Part (a)
The frictional force acting on the car can be given as,
[tex]f=-\mu mg[/tex]
According to Newton's law, the net force acting on the car is,
[tex]F=ma[/tex]
At the equilibrium,
[tex]F=f[/tex]
Plug in the known expressions,
[tex]\begin{gathered} ma=-\mu mg \\ a=-\mu g \end{gathered}[/tex]

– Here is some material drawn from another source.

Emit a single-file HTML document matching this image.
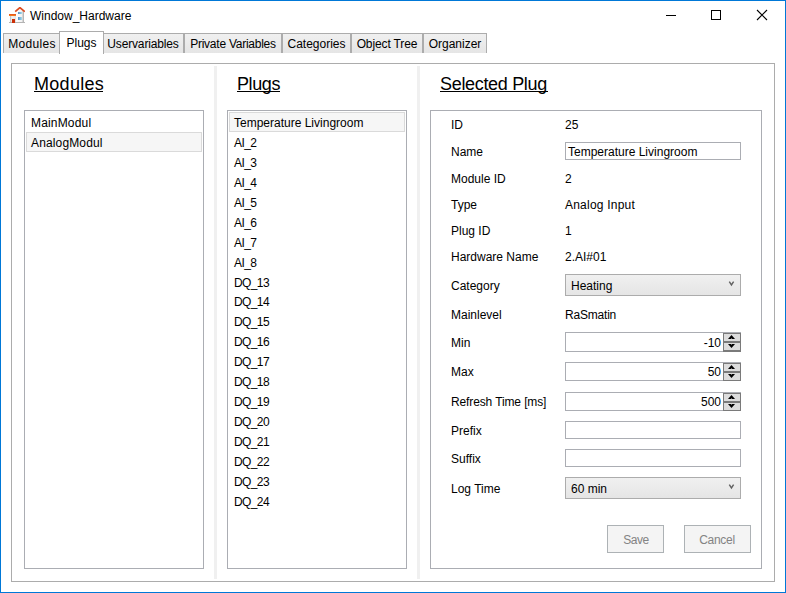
<!DOCTYPE html>
<html><head><meta charset="utf-8">
<style>
html,body{margin:0;padding:0;background:#fff;}
body{width:786px;height:593px;overflow:hidden;position:relative;font-family:"Liberation Sans",sans-serif;color:#000;}
.a{position:absolute;}
.t{position:absolute;font-size:12px;line-height:16px;white-space:nowrap;}
.bx{position:absolute;box-sizing:border-box;}
.win{left:0;top:0;width:786px;height:593px;border:1px solid #0078d7;}
.tab{position:absolute;box-sizing:border-box;top:33px;height:20px;border:1px solid #acacac;border-bottom:none;background:linear-gradient(#f0f0f0,#e5e5e5);font-size:12px;line-height:16px;text-align:center;white-space:nowrap;}
.tab span{position:absolute;left:0;right:0;top:2px;}
.sel{top:31px;height:23px;background:#fff;z-index:2;}
.sel span{top:3px;}
.lb{border:1px solid #abadb3;background:#fff;}
.si{border:1px solid #dadada;background:#f6f6f6;}
.hd{position:absolute;font-size:18px;line-height:22px;white-space:nowrap;}
.ul{position:absolute;height:1px;background:#000;}
.tb{border:1px solid #abadb3;background:#fff;}
.cb{border:1px solid #acacac;background:linear-gradient(#f0f0f0,#e5e5e5);}
.btn{border:1px solid #adb2b5;background:#f4f4f4;color:#838383;font-size:12px;line-height:16px;text-align:center;}
.split{position:absolute;width:3px;background:#f0f0f0;top:66px;height:513px;}
</style></head><body>
<div class="bx win"></div>

<!-- title bar -->
<svg class="a" style="left:9px;top:7px" width="16" height="16" viewBox="0 0 16 16">
  <defs>
    <linearGradient id="gw" x1="0" x2="1" y1="0" y2="0"><stop offset="0" stop-color="#4f8cc4"/><stop offset="1" stop-color="#a9deee"/></linearGradient>
    <linearGradient id="gb" x1="0" x2="1" y1="0" y2="0"><stop offset="0" stop-color="#ffffff"/><stop offset="0.7" stop-color="#f2f2f2"/><stop offset="1" stop-color="#a8a8a8"/></linearGradient>
    <linearGradient id="gg" x1="0" x2="1" y1="0" y2="0"><stop offset="0" stop-color="#b8b8b8"/><stop offset="0.3" stop-color="#f4f4f4"/><stop offset="1" stop-color="#e4e4e4"/></linearGradient>
    <linearGradient id="gr" x1="0" x2="0" y1="0" y2="1"><stop offset="0" stop-color="#e24a1c"/><stop offset="1" stop-color="#f7861f"/></linearGradient>
  </defs>
  <rect x="0" y="15" width="16" height="1" fill="#b4b4b4"/>
  <rect x="1" y="9" width="6" height="6" fill="url(#gg)"/>
  <rect x="0" y="7" width="7" height="2" fill="url(#gr)"/>
  <rect x="3" y="12" width="3" height="4" fill="#cc2e06"/>
  <path d="M7 4.5 L11 1.2 L15 4.5 V15 H7Z" fill="url(#gb)"/>
  <path d="M6.2 4.6 L10.9 0.6 L15.8 4.7" fill="none" stroke="#dc4a1e" stroke-width="1.7" stroke-linejoin="round"/>
  <rect x="9" y="5" width="4" height="2" fill="url(#gw)"/>
  <rect x="9" y="10" width="4" height="3" fill="url(#gw)"/>
</svg>
<div class="t" style="left:30px;top:8px;">Window_Hardware</div>
<div class="a" style="left:666px;top:15px;width:10px;height:1px;background:#000"></div>
<div class="bx" style="left:711px;top:10px;width:10px;height:10px;border:1px solid #000"></div>
<svg class="a" style="left:756px;top:9px" width="12" height="12" viewBox="0 0 12 12">
  <path d="M1 1 L11 11 M11 1 L1 11" stroke="#000" stroke-width="1.1" fill="none"/>
</svg>

<!-- tabs -->
<div class="tab" style="left:3px;width:58px;"><span style="letter-spacing:0.3px">Modules</span></div>
<div class="tab sel" style="left:59px;width:45px;"><span>Plugs</span></div>
<div class="tab" style="left:102px;width:82px;"><span style="letter-spacing:-0.15px">Uservariables</span></div>
<div class="tab" style="left:184px;width:98px;"><span style="letter-spacing:-0.25px">Private Variables</span></div>
<div class="tab" style="left:282px;width:69px;"><span>Categories</span></div>
<div class="tab" style="left:351px;width:72px;"><span style="letter-spacing:-0.12px">Object Tree</span></div>
<div class="tab" style="left:423px;width:64px;"><span>Organizer</span></div>

<!-- outer box -->
<div class="bx" style="left:11px;top:63px;width:764px;height:519px;border:1px solid #acacac;"></div>
<div class="split" style="left:214px"></div>
<div class="split" style="left:417px"></div>

<!-- headers -->
<div class="hd" style="left:34px;top:73px;letter-spacing:0.3px;">Modules</div>
<div class="ul" style="left:34px;top:91px;width:69px;"></div>
<div class="hd" style="left:237px;top:73px;letter-spacing:-0.4px;">Plugs</div>
<div class="ul" style="left:237px;top:91px;width:43px;"></div>
<div class="hd" style="left:440px;top:73px;letter-spacing:-0.32px;">Selected Plug</div>
<div class="ul" style="left:440px;top:91px;width:108px;"></div>

<!-- modules list -->
<div class="bx lb" style="left:24px;top:110px;width:180px;height:459px;"></div>
<div class="bx si" style="left:26px;top:132px;width:176px;height:20px;"></div>
<div class="t" style="left:31px;top:115px;letter-spacing:0.17px;">MainModul</div>
<div class="t" style="left:31px;top:135px;letter-spacing:0.14px;">AnalogModul</div>

<!-- plugs list -->
<div class="bx lb" style="left:227px;top:110px;width:180px;height:459px;"></div>
<div class="bx si" style="left:229px;top:112px;width:176px;height:20px;"></div>
<div class="t" style="left:234px;top:115px;">Temperature Livingroom</div>
<div class="t" style="left:234px;top:135px;letter-spacing:-0.6px;">AI_2</div>
<div class="t" style="left:234px;top:155px;letter-spacing:-0.6px;">AI_3</div>
<div class="t" style="left:234px;top:175px;letter-spacing:-0.6px;">AI_4</div>
<div class="t" style="left:234px;top:195px;letter-spacing:-0.6px;">AI_5</div>
<div class="t" style="left:234px;top:215px;letter-spacing:-0.6px;">AI_6</div>
<div class="t" style="left:234px;top:235px;letter-spacing:-0.6px;">AI_7</div>
<div class="t" style="left:234px;top:255px;letter-spacing:-0.6px;">AI_8</div>
<div class="t" style="left:234px;top:275px;letter-spacing:-0.6px;">DQ_13</div>
<div class="t" style="left:234px;top:294px;letter-spacing:-0.6px;">DQ_14</div>
<div class="t" style="left:234px;top:314px;letter-spacing:-0.6px;">DQ_15</div>
<div class="t" style="left:234px;top:334px;letter-spacing:-0.6px;">DQ_16</div>
<div class="t" style="left:234px;top:354px;letter-spacing:-0.6px;">DQ_17</div>
<div class="t" style="left:234px;top:374px;letter-spacing:-0.6px;">DQ_18</div>
<div class="t" style="left:234px;top:394px;letter-spacing:-0.6px;">DQ_19</div>
<div class="t" style="left:234px;top:414px;letter-spacing:-0.6px;">DQ_20</div>
<div class="t" style="left:234px;top:434px;letter-spacing:-0.6px;">DQ_21</div>
<div class="t" style="left:234px;top:454px;letter-spacing:-0.6px;">DQ_22</div>
<div class="t" style="left:234px;top:474px;letter-spacing:-0.6px;">DQ_23</div>
<div class="t" style="left:234px;top:494px;letter-spacing:-0.6px;">DQ_24</div>

<!-- selected plug -->
<div class="bx lb" style="left:430px;top:110px;width:332px;height:459px;"></div>

<div class="t" style="left:451px;top:117px;">ID</div>
<div class="t" style="left:565px;top:117px;">25</div>

<div class="t" style="left:451px;top:144px;">Name</div>
<div class="bx tb" style="left:565px;top:142px;width:176px;height:18px;"></div>
<div class="t" style="left:568px;top:144px;">Temperature Livingroom</div>

<div class="t" style="left:451px;top:171px;">Module ID</div>
<div class="t" style="left:565px;top:171px;">2</div>

<div class="t" style="left:451px;top:197px;">Type</div>
<div class="t" style="left:565px;top:197px;letter-spacing:0.22px;">Analog Input</div>

<div class="t" style="left:451px;top:223px;">Plug ID</div>
<div class="t" style="left:565px;top:223px;">1</div>

<div class="t" style="left:451px;top:249px;">Hardware Name</div>
<div class="t" style="left:565px;top:249px;">2.AI#01</div>

<div class="t" style="left:451px;top:278px;">Category</div>
<div class="bx cb" style="left:565px;top:274px;width:176px;height:22px;"></div>
<div class="t" style="left:571px;top:278px;">Heating</div>
<svg class="a" style="left:728px;top:280px" width="8" height="8" viewBox="0 0 8 8"><path d="M1.3 1.7 L3.45 5.0 L5.6 1.7" fill="none" stroke="#606060" stroke-width="1.4"/></svg>

<div class="t" style="left:451px;top:307px;">Mainlevel</div>
<div class="t" style="left:565px;top:307px;letter-spacing:-0.2px;">RaSmatin</div>

<div class="t" style="left:451px;top:335px;">Min</div>
<div class="bx tb" style="left:565px;top:332px;width:176px;height:20px;"></div>
<div class="t" style="left:565px;top:335px;width:156px;text-align:right;">-10</div>
<div class="a" style="left:723px;top:333px;width:18px;height:19px;background:#7a7a7a;"></div>
<div class="a" style="left:724px;top:334px;width:16px;height:7px;background:#dddddd;"></div>
<div class="a" style="left:724px;top:343px;width:16px;height:7px;background:#dddddd;"></div>
<svg class="a" style="left:728px;top:335px" width="7" height="4" viewBox="0 0 7 4"><path d="M0 4 L3.5 0 L7 4 L4.2 4 L3.5 3.2 L2.8 4Z" fill="#000"/></svg>
<svg class="a" style="left:728px;top:344px" width="7" height="4" viewBox="0 0 7 4"><path d="M0 0 L3.5 4 L7 0 L4.2 0 L3.5 0.8 L2.8 0Z" fill="#000"/></svg>

<div class="t" style="left:451px;top:364px;">Max</div>
<div class="bx tb" style="left:565px;top:362px;width:176px;height:19px;"></div>
<div class="t" style="left:565px;top:364px;width:156px;text-align:right;">50</div>
<div class="a" style="left:723px;top:363px;width:18px;height:18px;background:#7a7a7a;"></div>
<div class="a" style="left:724px;top:364px;width:16px;height:7px;background:#dddddd;"></div>
<div class="a" style="left:724px;top:373px;width:16px;height:7px;background:#dddddd;"></div>
<svg class="a" style="left:728px;top:365px" width="7" height="4" viewBox="0 0 7 4"><path d="M0 4 L3.5 0 L7 4 L4.2 4 L3.5 3.2 L2.8 4Z" fill="#000"/></svg>
<svg class="a" style="left:728px;top:374px" width="7" height="4" viewBox="0 0 7 4"><path d="M0 0 L3.5 4 L7 0 L4.2 0 L3.5 0.8 L2.8 0Z" fill="#000"/></svg>

<div class="t" style="left:451px;top:394px;letter-spacing:-0.12px;">Refresh Time [ms]</div>
<div class="bx tb" style="left:565px;top:392px;width:176px;height:19px;"></div>
<div class="t" style="left:565px;top:394px;width:156px;text-align:right;">500</div>
<div class="a" style="left:723px;top:393px;width:18px;height:18px;background:#7a7a7a;"></div>
<div class="a" style="left:724px;top:394px;width:16px;height:7px;background:#dddddd;"></div>
<div class="a" style="left:724px;top:403px;width:16px;height:7px;background:#dddddd;"></div>
<svg class="a" style="left:728px;top:395px" width="7" height="4" viewBox="0 0 7 4"><path d="M0 4 L3.5 0 L7 4 L4.2 4 L3.5 3.2 L2.8 4Z" fill="#000"/></svg>
<svg class="a" style="left:728px;top:404px" width="7" height="4" viewBox="0 0 7 4"><path d="M0 0 L3.5 4 L7 0 L4.2 0 L3.5 0.8 L2.8 0Z" fill="#000"/></svg>

<div class="t" style="left:451px;top:423px;">Prefix</div>
<div class="bx tb" style="left:565px;top:421px;width:176px;height:18px;"></div>

<div class="t" style="left:451px;top:451px;">Suffix</div>
<div class="bx tb" style="left:565px;top:449px;width:176px;height:18px;"></div>

<div class="t" style="left:451px;top:481px;">Log Time</div>
<div class="bx cb" style="left:565px;top:477px;width:176px;height:22px;"></div>
<div class="t" style="left:571px;top:481px;">60 min</div>
<svg class="a" style="left:728px;top:483px" width="8" height="8" viewBox="0 0 8 8"><path d="M1.3 1.7 L3.45 5.0 L5.6 1.7" fill="none" stroke="#606060" stroke-width="1.4"/></svg>

<div class="bx btn" style="left:607px;top:525px;width:57px;height:28px;padding-top:6px;padding-left:1px;letter-spacing:-0.5px;">Save</div>
<div class="bx btn" style="left:684px;top:525px;width:67px;height:28px;padding-top:6px;letter-spacing:-0.3px;padding-right:1px;">Cancel</div>

</body></html>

The final speed of the car can be given as,
[tex]v^2=u^2+2ad[/tex]
Substitute the known expression,
[tex]v^2=u^2+2(-\mu g)d[/tex]
Substitute the known values,
[tex]\begin{gathered} (0m/s)^2=(52.4km/h)^2(\frac{0.278\text{ m/s}}{1\text{ km/h}})^2-2(0.123)(9.8m/s^2)d \\ d=\frac{212.2m^2s^{-2}}{2.41m/s^2} \\ \approx88.0\text{ m} \end{gathered}[/tex]
Thus, the minimum distance travelled by car to stop is 88.0 m.
Part (b)
Now, the coefficient of friction is 0.594.
Substitute the known values,
[tex]\begin{gathered} (0m/s)^2=(52.4km/h)^2(\frac{0.278\text{ m/s}}{1\text{ km/h}})^2-2(0.594)(9.8m/s^2)d \\ d=\frac{212.2m^2s^{-2}}{11.64m/s^2} \\ \approx18.2\text{ m} \end{gathered}[/tex]
Thus, the stopping distance travelled of the car is 18.2 m.